A Lot Like Love is said to be an above-average film. It’s about Kutcher and Peet wanting each other and not doing anything about it for seven years because they don’t feel they’re ready to pull the trigger or take the plunge. In other words, it’s a twentysomething movie that basically says, “Relax…chill…you have all the time in the world.”
Well, don’t we?
Pollack Dissing
It has been observed that Sydney Pollack’s name is barely legible on the U.S. one-sheet for his latest film, The Interpreter (Universal, 4.22), and that this is probably not an accident.
The words “A Sydney Pollack Film” are printed in a light, barely visible gray and scrunched between the larger, bold-faced names of the film’s stars, Nicole Kidman and Sean Penn. (Pollack’s name is so hazy and small I can’t even find a focused blowup.)

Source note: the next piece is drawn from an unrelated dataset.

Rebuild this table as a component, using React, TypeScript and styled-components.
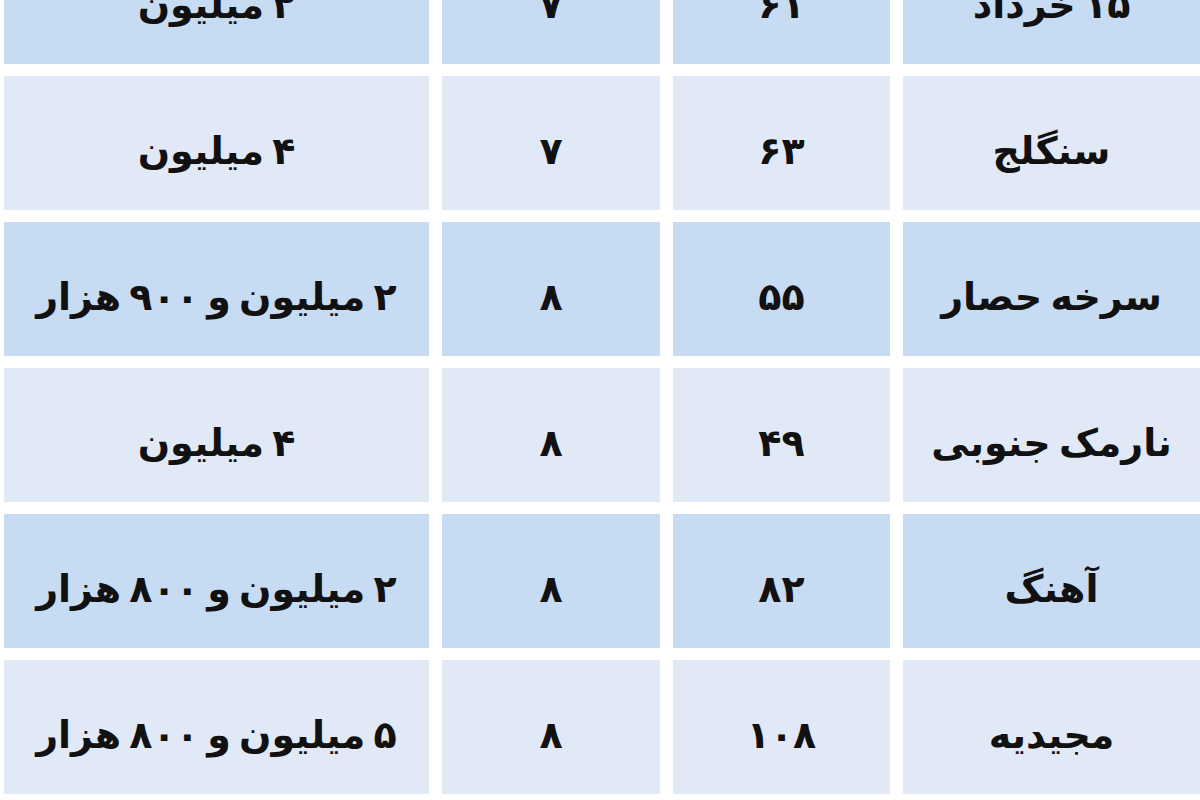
import styled, { createGlobalStyle } from "styled-components";

const GlobalStyle = createGlobalStyle`
    html, body {
        margin: 0;
        padding: 0;
        background: #ffffff;
    }
`;

const Page = styled.div`
    width: 1200px;
    height: 800px;
    overflow: hidden;
    background: #ffffff;
`;

const Table = styled.div`
    direction: rtl;
    display: grid;
    grid-template-columns: 1fr 217px 218px 425px;
    grid-auto-rows: 134px;
    column-gap: 13px;
    row-gap: 12px;
    margin: -70px 0 0 4px;
`;

const Cell = styled.div<{ $dark: boolean }>`
    display: flex;
    align-items: center;
    justify-content: center;
    padding-top: 16px;
    box-sizing: border-box;
    background: ${(props) => (props.$dark ? "#c7dbf2" : "#e1e9f6")};
    color: #111111;
    font-family: "DejaVu Sans", "Noto Sans", sans-serif;
    font-weight: 700;
    font-size: 38px;
    word-spacing: -5px;
    white-space: nowrap;
`;

const rows = [
    ["۱۵ خرداد", "۶۱", "۷", "۲ میلیون"],
    ["سنگلج", "۶۳", "۷", "۴ میلیون"],
    ["سرخه حصار", "۵۵", "۸", "۲ میلیون و ۹۰۰ هزار"],
    ["نارمک جنوبی", "۴۹", "۸", "۴ میلیون"],
    ["آهنگ", "۸۲", "۸", "۲ میلیون و ۸۰۰ هزار"],
    ["مجیدیه", "۱۰۸", "۸", "۵ میلیون و ۸۰۰ هزار"],
];

function App() {
    return (
        <>
            <GlobalStyle />
            <Page>
                <Table>
                    {rows.map((row, i) =>
                        row.map((text, j) => (
                            <Cell key={`${i}-${j}`} $dark={i % 2 === 0}>
                                {text}
                            </Cell>
                        ))
                    )}
                </Table>
            </Page>
        </>
    );
}
export default App;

If Out of Africa had won the Best Picture Oscar in ’94 instead of ’84, you can bet Sydney’s name would be a tad larger and probably pop through a bit more. Universal’s marketing guys are definitely making a statement of some kind.
It’s interesting, also, that Pollack’s name is larger and more visible on the English and German one-sheets for the film.
The international ad guys are obviously less concerned about whatever it is that has scared their U.S. counterparts (memories of Pollack’s Random Hearts?). That or Random hearts did better in Europe than it did here.